Frequently Asked Questions

How long does it take to manufacture tritium watch tubes?

Tritium tube manufacturing takes 2 to 3 weeks per production batch. Key steps include phosphor curing (several days), seal verification (48-72 hours), and delayed pressure testing (30 days). Verification stages require extended periods to ensure 20-year reliability under constant internal pressure.

Can tritium tubes be refilled or recharged?

No, tritium tubes cannot be refilled or recharged. Once sealed, they are permanent devices. The hermetic seal that contains the pressurised tritium makes the tube impossible to open without destroying it. When tubes dim after 15 to 20 years, complete replacement with new tubes is the only option.

Why does proper sealing matter for tritium tubes?

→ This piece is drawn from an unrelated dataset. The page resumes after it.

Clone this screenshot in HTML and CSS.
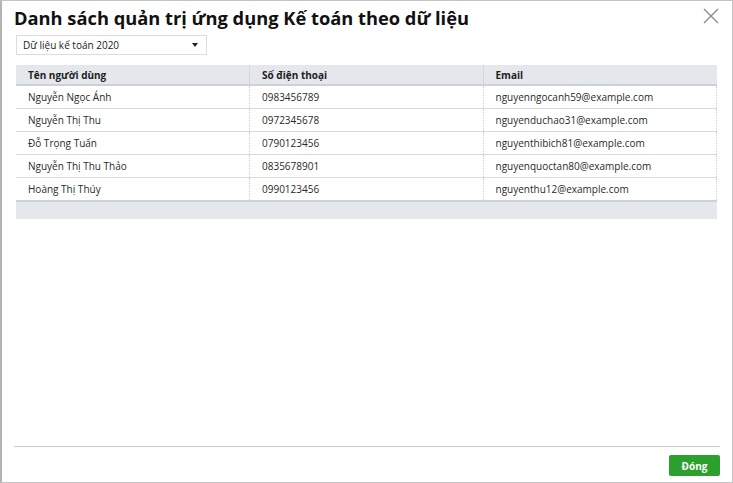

Proper sealing is critical because even microscopic imperfections allow pressurised tritium gas to slowly escape over time. The seal must contain gas at 1 to 3 atmospheres above normal pressure for 20 years without degradation. Quality manufacturers use controlled cooling cycles to relieve stress and conduct leak testing to verify seal integrity.

How is consistent brightness achieved between tritium tubes?

Manufacturers ensure consistent brightness through precise gas pressure control during tritium injection, target activity levels within ±2 millicuries tolerance, automated filling systems monitoring pressure and timing, individual brightness verification using calibrated equipment, and rejection of any tubes outside specification before assembly.

What happens during the phosphor coating stage?

During phosphor coating, a precisely formulated mixture of phosphor crystals is introduced into the glass tube, which is then rotated to ensure complete internal coverage. The tube is fired at controlled temperatures to permanently bond the phosphor to the glass. The coating thickness of 20-50 micrometres is optimized to capture radiation from tritium whilst allowing maximum light transmission.